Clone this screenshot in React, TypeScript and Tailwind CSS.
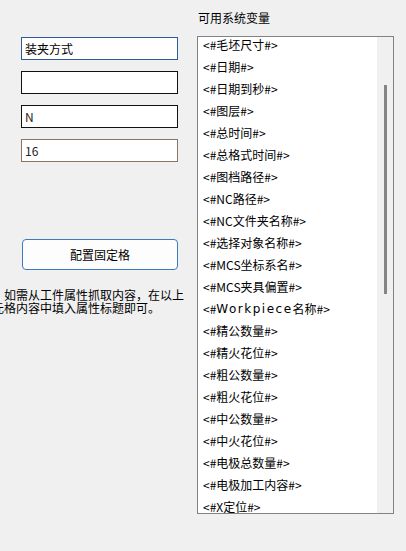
import React from "react";

const items: React.ReactNode[] = [
  "<#毛坯尺寸#>",
  "<#日期#>",
  "<#日期到秒#>",
  "<#图层#>",
  "<#总时间#>",
  "<#总格式时间#>",
  "<#图档路径#>",
  "<#NC路径#>",
  "<#NC文件夹名称#>",
  "<#选择对象名称#>",
  "<#MCS坐标系名#>",
  "<#MCS夹具偏置#>",
  <>
    {"<#"}
    <span className="tracking-[1.5px]" style={{ fontFamily: '"DejaVu Sans", sans-serif' }}>
      Workpiece
    </span>
    {"名称#>"}
  </>,
  "<#精公数量#>",
  "<#精火花位#>",
  "<#粗公数量#>",
  "<#粗火花位#>",
  "<#中公数量#>",
  "<#中火花位#>",
  "<#电极总数量#>",
  "<#电极加工内容#>",
  "<#X定位#>",
];

const font = { fontFamily: '"Noto Sans CJK SC", "Noto Sans", sans-serif' };

export default function App() {
  return (
    <div
      className="w-[406px] h-[551px] bg-[#f0f0f0] flex overflow-hidden text-[12px] text-black"
      style={font}
    >
      {/* Left column */}
      <div className="w-[197px] shrink-0 flex flex-col pt-[37px]">
        <div className="flex flex-col gap-[11px] pl-[21px]">
          <div className="w-[157px] h-[23px] bg-white border border-[#2f5a9e] flex items-center pl-[3px] leading-none">
            装夹方式
          </div>
          <div className="w-[157px] h-[23px] bg-white border border-[#111111] flex items-center pl-[3px] leading-none"></div>
          <div className="w-[157px] h-[23px] bg-white border border-[#111111] flex items-center pl-[3px] leading-none text-[#222]">
            N
          </div>
          <div className="w-[157px] h-[23px] bg-white border border-[#8a7565] flex items-center pl-[3px] leading-none text-[#222]">
            16
          </div>
        </div>
        <div className="pl-[22px] mt-[77px]">
          <button className="w-[156px] h-[31px] bg-[#fdfdfd] border border-[#3b7bbd] rounded-[4px] flex items-center justify-center leading-none text-[12px]">
            配置固定格
          </button>
        </div>
        <div className="mt-[18px] ml-[-8px] whitespace-nowrap leading-[13px] text-[12px]">
          <div>：如需从工件属性抓取内容，在以上</div>
          <div>元格内容中填入属性标题即可。</div>
        </div>
      </div>

      {/* Right column */}
      <div className="flex flex-col">
        <div className="h-[36px] pt-[10px] pl-[1px] leading-[16px]">可用系统变量</div>
        <div className="w-[197px] h-[478px] bg-white border border-[#828282] flex overflow-hidden">
          <div className="w-[179px] overflow-hidden">
            <div className="mt-[-3px] flex flex-col">
              {items.map((t, i) => (
                <div key={i} className="h-[22px] flex items-center pl-[5px] whitespace-nowrap leading-none">
                  {t}
                </div>
              ))}
            </div>
          </div>
          <div className="w-[16px] h-full bg-[#f0f0f0] flex flex-col">
            <div className="mt-[48px] ml-[7px] w-[3px] h-[209px] bg-[#858585]"></div>
          </div>
        </div>
      </div>
    </div>
  );
}
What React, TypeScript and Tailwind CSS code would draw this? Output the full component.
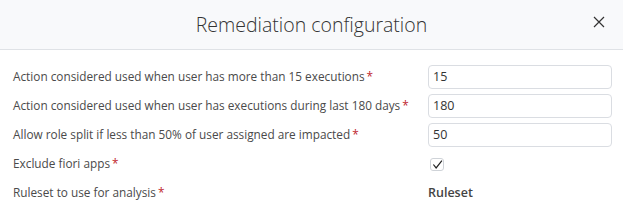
const rows = [
  { label: 'Action considered used when user has more than 15 executions', value: '15' },
  { label: 'Action considered used when user has executions during last 180 days', value: '180' },
  { label: 'Allow role split if less than 50% of user assigned are impacted', value: '50' },
];

function Req() {
  return <span className="ml-[2px] text-[#c0262d]">*</span>;
}

export default function App() {
  return (
    <div className="h-[207px] w-[623px] overflow-hidden bg-white text-[#4a4a4a]" style={{ fontFamily: '"Segoe UI", "Open Sans", "Noto Sans", sans-serif' }}>
      <header className="relative flex h-[50px] items-center justify-center border-b border-[#dfe2e6] bg-[#f8f9fb]">
        <h1 className="text-[19.5px] font-light text-[#333]">Remediation configuration</h1>
        <button type="button" className="absolute right-[18px] top-[16px] text-[#333]" aria-label="Close">
          <svg viewBox="0 0 12 12" className="h-[12px] w-[12px]">
            <path d="M1 1l10 10M11 1 1 11" fill="none" stroke="currentColor" strokeWidth="1.2" />
          </svg>
        </button>
      </header>

      <div className="grid grid-cols-[415px_184px] gap-y-[5px] pl-[13px] pt-[15px] text-[11.8px] whitespace-nowrap">
        {rows.map((row) => (
          <div key={row.value} className="contents">
            <label className="flex h-[24px] items-center">
              {row.label}
              <Req />
            </label>
            <div className="flex h-[24px] items-center rounded-[4px] border border-[#dadde2] px-[4px] text-[12.5px] text-[#333]">
              {row.value}
            </div>
          </div>
        ))}
        <label className="flex h-[24px] items-center">
          Exclude fiori apps
          <Req />
        </label>
        <div className="flex h-[24px] items-center pl-[2px]">
          <span className="grid h-[13px] w-[14px] place-items-center rounded-[3px] border border-[#cfd3d8]">
            <svg viewBox="0 0 12 12" className="h-[11px] w-[11px]">
              <path d="M1.5 6 4.5 9.8 10.8 1.8" fill="none" stroke="#222" strokeWidth="1.3" />
            </svg>
          </span>
        </div>
        <label className="flex h-[24px] items-center">
          Ruleset to use for analysis
          <Req />
        </label>
        <div className="flex h-[24px] items-center text-[12.5px] font-semibold text-[#444]">Ruleset</div>
      </div>
    </div>
  );
}
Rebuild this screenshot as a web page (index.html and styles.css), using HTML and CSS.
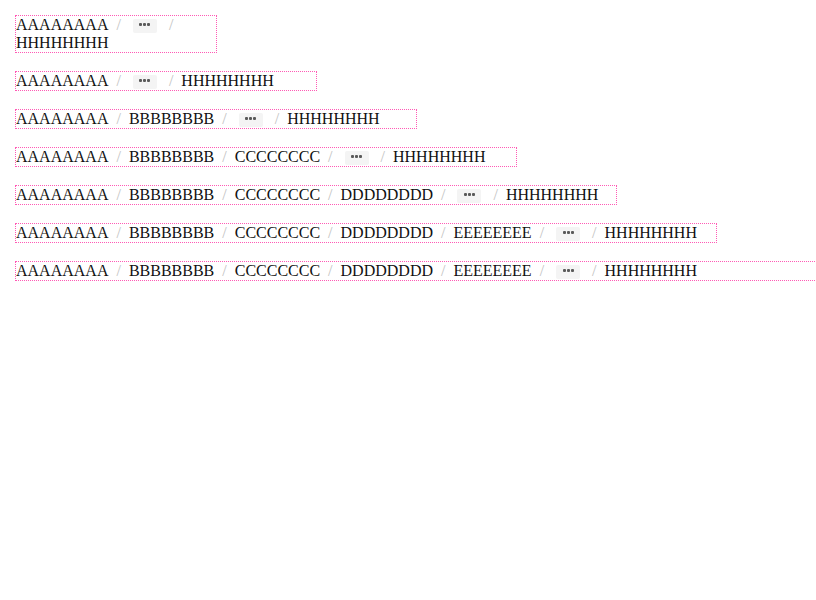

** EXERCISE DIRECTIONS **
Copy everything in the records above except the pictures, exactly as written.

** FULL ANSWER **
Clone this screenshot in React, TypeScript and Tailwind CSS.
import React from "react";

const items: React.ReactNode[] = [
  "<#毛坯尺寸#>",
  "<#日期#>",
  "<#日期到秒#>",
  "<#图层#>",
  "<#总时间#>",
  "<#总格式时间#>",
  "<#图档路径#>",
  "<#NC路径#>",
  "<#NC文件夹名称#>",
  "<#选择对象名称#>",
  "<#MCS坐标系名#>",
  "<#MCS夹具偏置#>",
  <>
    {"<#"}
    <span className="tracking-[1.5px]" style={{ fontFamily: '"DejaVu Sans", sans-serif' }}>
      Workpiece
    </span>
    {"名称#>"}
  </>,
  "<#精公数量#>",
  "<#精火花位#>",
  "<#粗公数量#>",
  "<#粗火花位#>",
  "<#中公数量#>",
  "<#中火花位#>",
  "<#电极总数量#>",
  "<#电极加工内容#>",
  "<#X定位#>",
];

const font = { fontFamily: '"Noto Sans CJK SC", "Noto Sans", sans-serif' };

export default function App() {
  return (
    <div
      className="w-[406px] h-[551px] bg-[#f0f0f0] flex overflow-hidden text-[12px] text-black"
      style={font}
    >
      {/* Left column */}
      <div className="w-[197px] shrink-0 flex flex-col pt-[37px]">
        <div className="flex flex-col gap-[11px] pl-[21px]">
          <div className="w-[157px] h-[23px] bg-white border border-[#2f5a9e] flex items-center pl-[3px] leading-none">
            装夹方式
          </div>
          <div className="w-[157px] h-[23px] bg-white border border-[#111111] flex items-center pl-[3px] leading-none"></div>
          <div className="w-[157px] h-[23px] bg-white border border-[#111111] flex items-center pl-[3px] leading-none text-[#222]">
            N
          </div>
          <div className="w-[157px] h-[23px] bg-white border border-[#8a7565] flex items-center pl-[3px] leading-none text-[#222]">
            16
          </div>
        </div>
        <div className="pl-[22px] mt-[77px]">
          <button className="w-[156px] h-[31px] bg-[#fdfdfd] border border-[#3b7bbd] rounded-[4px] flex items-center justify-center leading-none text-[12px]">
            配置固定格
          </button>
        </div>
        <div className="mt-[18px] ml-[-8px] whitespace-nowrap leading-[13px] text-[12px]">
          <div>：如需从工件属性抓取内容，在以上</div>
          <div>元格内容中填入属性标题即可。</div>
        </div>
      </div>

      {/* Right column */}
      <div className="flex flex-col">
        <div className="h-[36px] pt-[10px] pl-[1px] leading-[16px]">可用系统变量</div>
        <div className="w-[197px] h-[478px] bg-white border border-[#828282] flex overflow-hidden">
          <div className="w-[179px] overflow-hidden">
            <div className="mt-[-3px] flex flex-col">
              {items.map((t, i) => (
                <div key={i} className="h-[22px] flex items-center pl-[5px] whitespace-nowrap leading-none">
                  {t}
                </div>
              ))}
            </div>
          </div>
          <div className="w-[16px] h-full bg-[#f0f0f0] flex flex-col">
            <div className="mt-[48px] ml-[7px] w-[3px] h-[209px] bg-[#858585]"></div>
          </div>
        </div>
      </div>
    </div>
  );
}
What React, TypeScript and Tailwind CSS code would draw this? Output the full component.
const rows = [
  { label: 'Action considered used when user has more than 15 executions', value: '15' },
  { label: 'Action considered used when user has executions during last 180 days', value: '180' },
  { label: 'Allow role split if less than 50% of user assigned are impacted', value: '50' },
];

function Req() {
  return <span className="ml-[2px] text-[#c0262d]">*</span>;
}

export default function App() {
  return (
    <div className="h-[207px] w-[623px] overflow-hidden bg-white text-[#4a4a4a]" style={{ fontFamily: '"Segoe UI", "Open Sans", "Noto Sans", sans-serif' }}>
      <header className="relative flex h-[50px] items-center justify-center border-b border-[#dfe2e6] bg-[#f8f9fb]">
        <h1 className="text-[19.5px] font-light text-[#333]">Remediation configuration</h1>
        <button type="button" className="absolute right-[18px] top-[16px] text-[#333]" aria-label="Close">
          <svg viewBox="0 0 12 12" className="h-[12px] w-[12px]">
            <path d="M1 1l10 10M11 1 1 11" fill="none" stroke="currentColor" strokeWidth="1.2" />
          </svg>
        </button>
      </header>

      <div className="grid grid-cols-[415px_184px] gap-y-[5px] pl-[13px] pt-[15px] text-[11.8px] whitespace-nowrap">
        {rows.map((row) => (
          <div key={row.value} className="contents">
            <label className="flex h-[24px] items-center">
              {row.label}
              <Req />
            </label>
            <div className="flex h-[24px] items-center rounded-[4px] border border-[#dadde2] px-[4px] text-[12.5px] text-[#333]">
              {row.value}
            </div>
          </div>
        ))}
        <label className="flex h-[24px] items-center">
          Exclude fiori apps
          <Req />
        </label>
        <div className="flex h-[24px] items-center pl-[2px]">
          <span className="grid h-[13px] w-[14px] place-items-center rounded-[3px] border border-[#cfd3d8]">
            <svg viewBox="0 0 12 12" className="h-[11px] w-[11px]">
              <path d="M1.5 6 4.5 9.8 10.8 1.8" fill="none" stroke="#222" strokeWidth="1.3" />
            </svg>
          </span>
        </div>
        <label className="flex h-[24px] items-center">
          Ruleset to use for analysis
          <Req />
        </label>
        <div className="flex h-[24px] items-center text-[12.5px] font-semibold text-[#444]">Ruleset</div>
      </div>
    </div>
  );
}
Rebuild this screenshot as a web page (index.html and styles.css), using HTML and CSS.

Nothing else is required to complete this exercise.